* begin *
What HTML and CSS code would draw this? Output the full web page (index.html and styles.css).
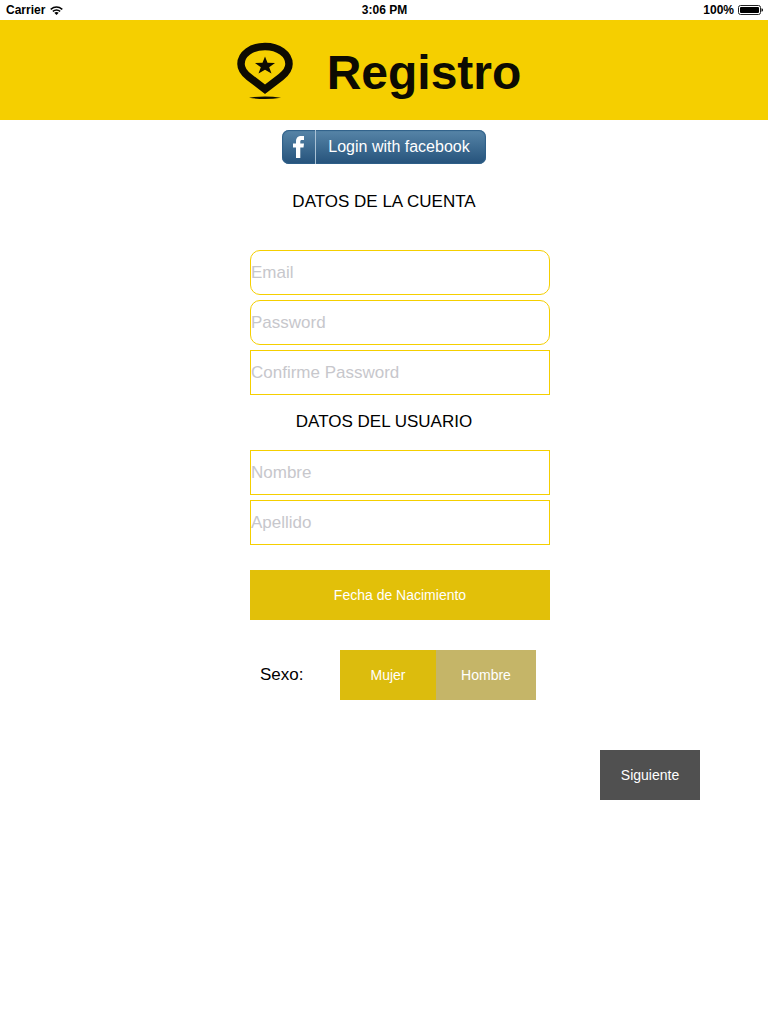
FILE: index.html
```html
<!DOCTYPE html>
<html lang="es">
<head>
<meta charset="utf-8">
<meta name="viewport" content="width=device-width, initial-scale=1">
<title>Registro</title>
<link rel="stylesheet" href="styles.css">
</head>
<body>
<div class="status">
  <div class="status-left">
    <span>Carrier</span>
    <svg class="wifi" viewBox="0 0 13 9" aria-hidden="true">
      <path d="M.7 3.3Q6.500-1.300 12.300 3.300M2.800 5.400Q6.500 2.500 10.200 5.400" fill="none" stroke="#000" stroke-width="1.500"/>
      <path d="M4.300 6.700Q6.500 5.100 8.700 6.700L6.500 9Z"/>
    </svg>
  </div>
  <span>3:06 PM</span>
  <div class="status-right">
    <span>100%</span>
    <svg class="battery" viewBox="0 0 25 10" aria-hidden="true">
      <rect x=".5" y=".5" width="22" height="9" rx="2" fill="#fff" stroke="#222"/>
      <rect x="2" y="2" width="19" height="6" rx="1"/>
      <path d="M23.500 3.200Q25 3.500 25 5T23.500 6.800Z"/>
    </svg>
  </div>
</div>
<header class="header">
  <svg class="pin" viewBox="0 0 56 58" aria-hidden="true">
    <path d="M28 4.500C14.500 4.500 4 12 4 22C4 28 7.500 31.500 12 35L28 47.300L44 35C48.500 31.500 52 28 52 22C52 12 41.500 4.500 28 4.500Z" fill="none" stroke="#0d0b02" stroke-width="7.500"/>
    <path d="M28 14.500L30.500 20.800L38 21L32.200 25.200L34.500 31.500L28 27.800L21.500 31.500L23.800 25.200L18 21L25.500 20.800Z" fill="#0d0b02"/>
    <path d="M12 55.800Q28 53 44 55.800Q28 58.200 12 55.800Z" fill="#0d0b02"/>
  </svg>
  <h1 class="title">Registro</h1>
</header>
<main class="page">
  <button class="facebook" type="button">
    <span class="facebook-mark"><svg class="facebook-icon" viewBox="0 0 12 22" aria-hidden="true"><path d="M3 22V11.500H0V7.500H3V5.500C3 1.800 5 0 8.200 0H11V4H9C7.600 4 7.300 4.600 7.300 5.700V7.500H11L10.500 11.500H7.300V22Z" fill="#fff"/></svg></span>
    <span class="facebook-label">Login with facebook</span>
  </button>
  <form class="form">
    <h2 class="heading heading-account">DATOS DE LA CUENTA</h2>
    <div class="fields">
      <input class="field field-round" type="email" placeholder="Email" aria-label="Email">
      <input class="field field-round" type="password" placeholder="Password" aria-label="Password">
      <input class="field" type="password" placeholder="Confirme Password" aria-label="Confirme Password">
    </div>
    <h2 class="heading heading-user">DATOS DEL USUARIO</h2>
    <div class="fields">
      <input class="field" type="text" placeholder="Nombre" aria-label="Nombre">
      <input class="field" type="text" placeholder="Apellido" aria-label="Apellido">
      <button class="button birth" type="button">Fecha de Nacimiento</button>
      <div class="gender" role="group" aria-labelledby="gender-label">
        <span class="gender-label" id="gender-label">Sexo:</span>
        <button class="button female" type="button">Mujer</button>
        <button class="button male" type="button">Hombre</button>
      </div>
    </div>
    <button class="button next" type="button">Siguiente</button>
  </form>
</main>
</body>
</html>
```
FILE: styles.css
```css
* {
  box-sizing: border-box;
}

body {
  margin: 0;
  background: #fff;
  color: #000;
  font-family: "Liberation Sans", Arial, sans-serif;
}

button,
input {
  font-family: inherit;
}

.status {
  display: grid;
  grid-template-columns: 1fr auto 1fr;
  align-items: center;
  height: 20px;
  padding: 0 5px 0 6px;
  font-size: 12px;
  font-weight: 700;
  line-height: 20px;
}

.status-left,
.status-right {
  display: flex;
  align-items: center;
}

.status-left {
  gap: 5px;
}

.status-right {
  justify-content: flex-end;
  gap: 4px;
}

.wifi {
  width: 13px;
  height: 9px;
}

.battery {
  width: 25px;
  height: 10px;
}

.header {
  display: flex;
  justify-content: center;
  align-items: center;
  gap: 34px;
  height: 100px;
  padding: 2px 10px 0 0;
  background: #f5cf00;
}

.pin {
  width: 56px;
  height: 58px;
}

.title {
  margin: 0;
  padding-top: 4px;
  color: #0d0b02;
  font-size: 48px;
  font-weight: 700;
  line-height: 56px;
}

.page {
  display: flex;
  flex-direction: column;
  padding-top: 10px;
}

.facebook {
  display: flex;
  align-self: center;
  width: 204px;
  height: 34px;
  padding: 0;
  overflow: hidden;
  border: 0;
  border-radius: 7px;
  background: linear-gradient(#5785a8, #25527b);
  box-shadow: inset 0 0 1px 1px #2f6089;
  color: #fff;
}

.facebook-mark {
  display: flex;
  justify-content: center;
  align-items: center;
  width: 34px;
  height: 34px;
  border-right: 1px solid #a9c2d5;
}

.facebook-icon {
  width: 12px;
  height: 22px;
}

.facebook-label {
  flex: 1;
  padding-right: 4px;
  font-size: 16px;
  line-height: 34px;
  text-align: center;
}

.form {
  display: flex;
  flex-direction: column;
}

.heading {
  margin: 0;
  font-size: 17px;
  font-weight: 400;
  line-height: 20px;
  text-align: center;
}

.heading-account {
  padding: 28px 0 38px;
}

.heading-user {
  padding: 17px 0 18px;
}

.fields {
  display: flex;
  flex-direction: column;
  align-self: center;
  gap: 5px;
  width: 300px;
  margin-left: 32px;
}

.field {
  width: 100%;
  height: 45px;
  padding: 0;
  border: 1px solid #f5cf00;
  border-radius: 0;
  background: #fff;
  color: #000;
  font-size: 17px;
}

.field-round {
  border-radius: 10px;
}

.field::placeholder {
  color: #c7c7cc;
  opacity: 1;
}

.button {
  height: 50px;
  padding: 0;
  border: 0;
  color: #fff;
  font-size: 14px;
}

.birth {
  margin-top: 20px;
  background: #e2c009;
}

.gender {
  display: flex;
  margin-top: 25px;
}

.gender-label {
  width: 90px;
  padding-left: 10px;
  font-size: 17px;
  line-height: 50px;
}

.female {
  width: 96px;
  background: #dcbc0d;
}

.male {
  width: 100px;
  background: #c5b568;
}

.next {
  align-self: flex-end;
  width: 100px;
  margin: 50px 68px 0 0;
  background: #505050;
}
```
* end *
Reproduce all of the data exactly, omitting each picture it holds.

What HTML and CSS code would draw this? Output the full web page (index.html and styles.css).
FILE: index.html
```html
<!DOCTYPE html>
<html lang="es">
<head>
<meta charset="utf-8">
<meta name="viewport" content="width=device-width, initial-scale=1">
<title>Registro</title>
<link rel="stylesheet" href="styles.css">
</head>
<body>
<div class="status">
  <div class="status-left">
    <span>Carrier</span>
    <svg class="wifi" viewBox="0 0 13 9" aria-hidden="true">
      <path d="M.7 3.3Q6.500-1.300 12.300 3.300M2.800 5.400Q6.500 2.500 10.200 5.400" fill="none" stroke="#000" stroke-width="1.500"/>
      <path d="M4.300 6.700Q6.500 5.100 8.700 6.700L6.500 9Z"/>
    </svg>
  </div>
  <span>3:06 PM</span>
  <div class="status-right">
    <span>100%</span>
    <svg class="battery" viewBox="0 0 25 10" aria-hidden="true">
      <rect x=".5" y=".5" width="22" height="9" rx="2" fill="#fff" stroke="#222"/>
      <rect x="2" y="2" width="19" height="6" rx="1"/>
      <path d="M23.500 3.200Q25 3.500 25 5T23.500 6.800Z"/>
    </svg>
  </div>
</div>
<header class="header">
  <svg class="pin" viewBox="0 0 56 58" aria-hidden="true">
    <path d="M28 4.500C14.500 4.500 4 12 4 22C4 28 7.500 31.500 12 35L28 47.300L44 35C48.500 31.500 52 28 52 22C52 12 41.500 4.500 28 4.500Z" fill="none" stroke="#0d0b02" stroke-width="7.500"/>
    <path d="M28 14.500L30.500 20.800L38 21L32.200 25.200L34.500 31.500L28 27.800L21.500 31.500L23.800 25.200L18 21L25.500 20.800Z" fill="#0d0b02"/>
    <path d="M12 55.800Q28 53 44 55.800Q28 58.200 12 55.800Z" fill="#0d0b02"/>
  </svg>
  <h1 class="title">Registro</h1>
</header>
<main class="page">
  <button class="facebook" type="button">
    <span class="facebook-mark"><svg class="facebook-icon" viewBox="0 0 12 22" aria-hidden="true"><path d="M3 22V11.500H0V7.500H3V5.500C3 1.800 5 0 8.200 0H11V4H9C7.600 4 7.300 4.600 7.300 5.700V7.500H11L10.500 11.500H7.300V22Z" fill="#fff"/></svg></span>
    <span class="facebook-label">Login with facebook</span>
  </button>
  <form class="form">
    <h2 class="heading heading-account">DATOS DE LA CUENTA</h2>
    <div class="fields">
      <input class="field field-round" type="email" placeholder="Email" aria-label="Email">
      <input class="field field-round" type="password" placeholder="Password" aria-label="Password">
      <input class="field" type="password" placeholder="Confirme Password" aria-label="Confirme Password">
    </div>
    <h2 class="heading heading-user">DATOS DEL USUARIO</h2>
    <div class="fields">
      <input class="field" type="text" placeholder="Nombre" aria-label="Nombre">
      <input class="field" type="text" placeholder="Apellido" aria-label="Apellido">
      <button class="button birth" type="button">Fecha de Nacimiento</button>
      <div class="gender" role="group" aria-labelledby="gender-label">
        <span class="gender-label" id="gender-label">Sexo:</span>
        <button class="button female" type="button">Mujer</button>
        <button class="button male" type="button">Hombre</button>
      </div>
    </div>
    <button class="button next" type="button">Siguiente</button>
  </form>
</main>
</body>
</html>
```
FILE: styles.css
```css
* {
  box-sizing: border-box;
}

body {
  margin: 0;
  background: #fff;
  color: #000;
  font-family: "Liberation Sans", Arial, sans-serif;
}

button,
input {
  font-family: inherit;
}

.status {
  display: grid;
  grid-template-columns: 1fr auto 1fr;
  align-items: center;
  height: 20px;
  padding: 0 5px 0 6px;
  font-size: 12px;
  font-weight: 700;
  line-height: 20px;
}

.status-left,
.status-right {
  display: flex;
  align-items: center;
}

.status-left {
  gap: 5px;
}

.status-right {
  justify-content: flex-end;
  gap: 4px;
}

.wifi {
  width: 13px;
  height: 9px;
}

.battery {
  width: 25px;
  height: 10px;
}

.header {
  display: flex;
  justify-content: center;
  align-items: center;
  gap: 34px;
  height: 100px;
  padding: 2px 10px 0 0;
  background: #f5cf00;
}

.pin {
  width: 56px;
  height: 58px;
}

.title {
  margin: 0;
  padding-top: 4px;
  color: #0d0b02;
  font-size: 48px;
  font-weight: 700;
  line-height: 56px;
}

.page {
  display: flex;
  flex-direction: column;
  padding-top: 10px;
}

.facebook {
  display: flex;
  align-self: center;
  width: 204px;
  height: 34px;
  padding: 0;
  overflow: hidden;
  border: 0;
  border-radius: 7px;
  background: linear-gradient(#5785a8, #25527b);
  box-shadow: inset 0 0 1px 1px #2f6089;
  color: #fff;
}

.facebook-mark {
  display: flex;
  justify-content: center;
  align-items: center;
  width: 34px;
  height: 34px;
  border-right: 1px solid #a9c2d5;
}

.facebook-icon {
  width: 12px;
  height: 22px;
}

.facebook-label {
  flex: 1;
  padding-right: 4px;
  font-size: 16px;
  line-height: 34px;
  text-align: center;
}

.form {
  display: flex;
  flex-direction: column;
}

.heading {
  margin: 0;
  font-size: 17px;
  font-weight: 400;
  line-height: 20px;
  text-align: center;
}

.heading-account {
  padding: 28px 0 38px;
}

.heading-user {
  padding: 17px 0 18px;
}

.fields {
  display: flex;
  flex-direction: column;
  align-self: center;
  gap: 5px;
  width: 300px;
  margin-left: 32px;
}

.field {
  width: 100%;
  height: 45px;
  padding: 0;
  border: 1px solid #f5cf00;
  border-radius: 0;
  background: #fff;
  color: #000;
  font-size: 17px;
}

.field-round {
  border-radius: 10px;
}

.field::placeholder {
  color: #c7c7cc;
  opacity: 1;
}

.button {
  height: 50px;
  padding: 0;
  border: 0;
  color: #fff;
  font-size: 14px;
}

.birth {
  margin-top: 20px;
  background: #e2c009;
}

.gender {
  display: flex;
  margin-top: 25px;
}

.gender-label {
  width: 90px;
  padding-left: 10px;
  font-size: 17px;
  line-height: 50px;
}

.female {
  width: 96px;
  background: #dcbc0d;
}

.male {
  width: 100px;
  background: #c5b568;
}

.next {
  align-self: flex-end;
  width: 100px;
  margin: 50px 68px 0 0;
  background: #505050;
}
```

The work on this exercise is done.